The Modena restaurant is no stranger to the summit of the rankings, having scaled to the top once before in 2016 and placed in the top 5 for eight successive years, never dipping lower than its first ever placing of 13th in 2008. But the mastermind behind this temple of modern Italian cuisine, Massimo Bottura, is becoming just as celebrated for his work at the other end of the spectrum, fighting food waste and using cooking and dining as a vehicle for social change.
In 2016, with 3 Michelin stars already to his name, Bottura founded Food for Soul, an initiative that he runs with his wife, Lara Gilmore, dedicated to reducing and preventing food waste, by feeding the needy and less fortunate within several communities. Food for Soul engages companies, organizations, and professionals to take part in creating community kitchens, bringing together a range people to weave a unique and beautiful tapestry of skills and contributions, rarely associated with social movements of the sort. Take for example Food for Soul’s most recently opened Refettorio in Paris: In the crypt underneath the central Parisian church La Madeleine, the Refettorio Paris, offers a meal and a table for the local community, as professional and highly trained chefs cook salvaged food in the kitchens, enjoyed between the walls repurposed and transformed by some of the city’s leading architects and artists. The Paris Refettorio is one of a group of such places, reclaiming and converting old (and in some cases abandoned) spaces to create kitchens and social tables. This commitment to the reuse and revival of neglected resources, carries through to the very food that arrives at the tables. The ingredients for each meal come from the fresh and edible produce that would otherwise go to waste each day, and comes to Food for Soul’s kitchens, collected and donated by a range of non-profit organizations and supermarkets.

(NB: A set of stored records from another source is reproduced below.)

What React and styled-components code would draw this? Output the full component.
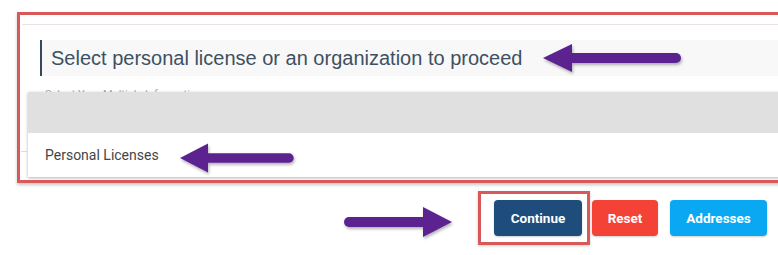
import React from "react";
import styled, { createGlobalStyle } from "styled-components";

const GlobalStyle = createGlobalStyle`
  html, body {
    margin: 0;
    padding: 0;
    background: #ffffff;
    overflow: hidden;
  }
  body {
    font-family: Roboto, "Liberation Sans", Arial, sans-serif;
  }
`;

const Page = styled.div`
  position: relative;
  width: 778px;
  height: 255px;
  padding: 12px 0 0 17px;
  box-sizing: border-box;
  overflow: hidden;
`;

const Frame = styled.div`
  width: 800px;
  height: 171px;
  box-sizing: border-box;
  border: 3px solid #d9585a;
  box-shadow: 0 2px 3px rgba(0, 0, 0, 0.22);
  padding-top: 9px;
  overflow: hidden;
`;

const Panel = styled.div`
  position: relative;
  border-top: 1px solid #ebe3e3;
  margin-left: 2px;
  padding: 15px 0 0 18px;
`;

const Heading = styled.h2`
  margin: 0;
  height: 36px;
  line-height: 36px;
  padding-left: 9px;
  border-left: 2px solid #34495e;
  background: #f8f8f8;
  font-family: "Liberation Sans", Arial, sans-serif;
  font-size: 20px;
  font-weight: 400;
  color: #3e5062;
`;

const Field = styled.div`
  position: relative;
  margin-top: 12px;
  padding-left: 5px;
`;

const Hint = styled.span`
  display: block;
  font-size: 11px;
  line-height: 13px;
  color: #aaaaaa;
`;

const Menu = styled.div`
  position: absolute;
  top: 4px;
  left: -12px;
  width: 800px;
  background: #ffffff;
  box-shadow: 0 1px 3px rgba(0, 0, 0, 0.3);
`;

const MenuHeader = styled.div`
  height: 41px;
  background: #e0e0e0;
`;

const MenuItem = styled.div`
  height: 44px;
  line-height: 44px;
  padding-left: 17px;
  font-size: 14px;
  color: #454545;
`;

const Tick = styled.span`
  position: absolute;
  left: -19px;
  top: 63px;
  width: 6px;
  height: 1px;
  background: #dddddd;
`;

const Actions = styled.div`
  display: flex;
  align-items: center;
  margin-top: 8px;
  padding-left: 461px;
`;

const Highlight = styled.div`
  box-sizing: border-box;
  width: 112px;
  height: 54px;
  border: 3px solid #d9585a;
  box-shadow: 0 1px 3px rgba(0, 0, 0, 0.2);
  padding: 6px 0 0 13px;
`;

const Button = styled.button`
  height: 36px;
  width: ${(p) => p.$w}px;
  margin-left: ${(p) => p.$gap || 0}px;
  border: none;
  border-radius: 4px;
  background: ${(p) => p.$bg};
  color: #ffffff;
  font-family: Roboto, "Liberation Sans", Arial, sans-serif;
  font-size: 13.5px;
  font-weight: 700;
  box-shadow: 0 1px 2px rgba(0, 0, 0, 0.2);
  cursor: pointer;
`;

const Overlay = styled.svg`
  position: absolute;
  left: 0;
  top: 0;
  pointer-events: none;
`;

// annotation arrows drawn over the screenshot
const arrows = [
  { tip: [543, 58], base: 572, half: 14, end: 676, thick: 10 },
  { tip: [180, 158], base: 208, half: 14.5, end: 289, thick: 9.5 },
  { tip: [452, 222], base: 423, half: 15, end: 349, thick: 10 },
];

const Arrow = ({ tip, base, half, end, thick }) => {
  const [tx, ty] = tip;
  return (
    <g filter="url(#shadow)">
      <line
        x1={base}
        y1={ty}
        x2={end}
        y2={ty}
        stroke="#5b2390"
        strokeWidth={thick}
        strokeLinecap="round"
      />
      <polygon fill="#5b2390" points={`${tx},${ty} ${base},${ty - half} ${base},${ty + half}`} />
    </g>
  );
};

export default function App() {
  return (
    <>
      <GlobalStyle />
      <Page>
        <Frame>
          <Panel>
            <Heading>Select personal license or an organization to proceed</Heading>
            <Field>
              <Hint>Select Your Multiple Information</Hint>
              <Tick />
              <Menu>
                <MenuHeader />
                <MenuItem>Personal Licenses</MenuItem>
              </Menu>
            </Field>
          </Panel>
        </Frame>
        <Actions>
          <Highlight>
            <Button $w={88} $bg="#1e4d7b">Continue</Button>
          </Highlight>
          <Button $w={66} $gap={2} $bg="#f44336">Reset</Button>
          <Button $w={97} $gap={12} $bg="#0aa8f2">Addresses</Button>
        </Actions>
        <Overlay width="778" height="255" viewBox="0 0 778 255">
          <defs>
            <filter id="shadow" x="-20%" y="-50%" width="140%" height="200%">
              <feDropShadow dx="1" dy="2" stdDeviation="1.5" floodColor="#000" floodOpacity="0.3" />
            </filter>
          </defs>
          {arrows.map((a, i) => (
            <Arrow key={i} {...a} />
          ))}
        </Overlay>
      </Page>
    </>
  );
}
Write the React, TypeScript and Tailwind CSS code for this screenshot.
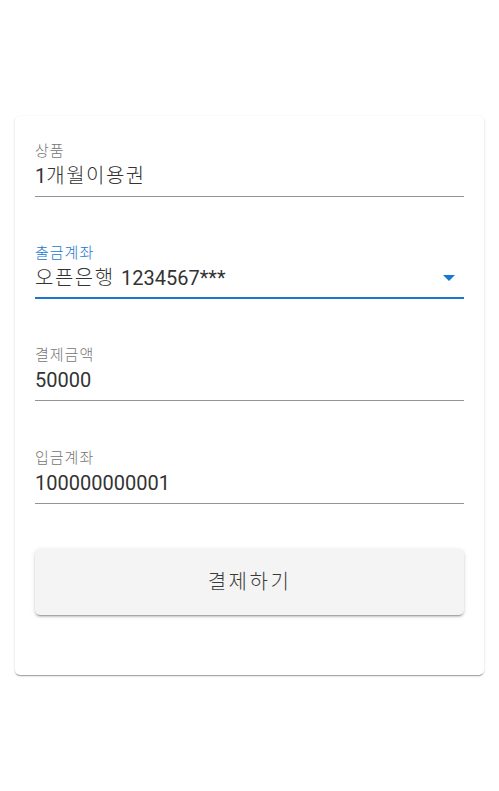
import React from "react";

const font = { fontFamily: "Roboto, 'Noto Sans CJK KR', sans-serif" };

function Ko({ children, big = false }: { children: React.ReactNode; big?: boolean }) {
  return (
    <span className={big ? "font-light tracking-[1.5px]" : "font-light tracking-[1px]"}>
      {children}
    </span>
  );
}

function Field({
  label,
  value,
  focused = false,
  select = false,
  gapTop,
}: {
  label: React.ReactNode;
  value: React.ReactNode;
  focused?: boolean;
  select?: boolean;
  gapTop: string;
}) {
  return (
    <div className={gapTop}>
      <div
        className={`h-[20px] text-[15px] leading-[20px] ${
          focused ? "text-[#1976d2]" : "text-[#757575]"
        }`}
      >
        {label}
      </div>
      <div className="relative pb-[6px]">
        <div className="h-[30px] text-[20px] leading-[30px] text-[#333333]">{value}</div>
        {select && (
          <svg
            className="absolute right-[9px] top-[12px]"
            width="12"
            height="6"
            viewBox="0 0 12 6"
          >
            <path d="M0 0l6 6 6-6z" fill={focused ? "#1976d2" : "#757575"} />
          </svg>
        )}
        <div className="absolute bottom-0 left-0 right-0 h-[1px] bg-[#949494]" />
        {focused && <div className="absolute bottom-0 left-0 right-0 h-[2px] bg-[#1976d2]" />}
      </div>
    </div>
  );
}

export default function App() {
  return (
    <div className="min-h-[791px] w-[499px] bg-white pt-[116px]" style={font}>
      <div className="mx-[15px] rounded-[5px] bg-white px-[20px] pt-[25px] pb-[60px] shadow-[0_2px_1px_-1px_rgba(0,0,0,0.2),0_1px_1px_0_rgba(0,0,0,0.14),0_1px_3px_0_rgba(0,0,0,0.12)]">
        <Field label={<Ko>상품</Ko>} value={<>1<Ko big>개월이용권</Ko></>} gapTop="" />
        <Field
          label={<Ko>출금계좌</Ko>}
          value={<><Ko big>오픈은행 </Ko>1234567***</>}
          focused
          select
          gapTop="mt-[46px]"
        />
        <Field label={<Ko>결제금액</Ko>} value="50000" gapTop="mt-[46px]" />
        <Field label={<Ko>입금계좌</Ko>} value="100000000001" gapTop="mt-[47px]" />
        <button className="mt-[45px] flex h-[66px] w-full items-center justify-center rounded-[5px] bg-[#f4f4f4] text-[20px] font-light tracking-[2.5px] text-[#3a3a3a] shadow-[0_3px_1px_-2px_rgba(0,0,0,0.2),0_2px_2px_0_rgba(0,0,0,0.14),0_1px_5px_0_rgba(0,0,0,0.12)]">
          결제하기
        </button>
      </div>
    </div>
  );
}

Just as Osteria Francescana is no ordinary restaurant, Massimo Bottura is no ordinary chef and restaurateur. The foundation of Food for Soul was the fruit of many years of learning and work on the topics that the organization deals with, among which, Bottura has cemented himself as a friend and supporter of Slow Food. A regular attendee at Slow Food events, Bottura espouses the same values as Slow Food, that the best food starts with the best ingredients, and that the social and cultural elements of gastronomy are key to provoking change.
Massimo Bottura will join the likes of Raj Patel, Alon Shaya and Daniela Ibarra-Howell at Slow Food Nations in mid-July. Among the topics that he will discuss, food waste and how we can break the habit of producing and throwing away too much food will take center stage. Slow Food Nations is the flagship event for our USA network, with the star lineup of guests and workshops (tickets still available!) matched by a wealth of free and open events, and a market to fill the streets of Denver with the aromas and tastes of Slow Food.
To his already swollen list of accolades, Bottura arguably needs no further additions, but the impact of his social work and fight against food waste might just define his legacy.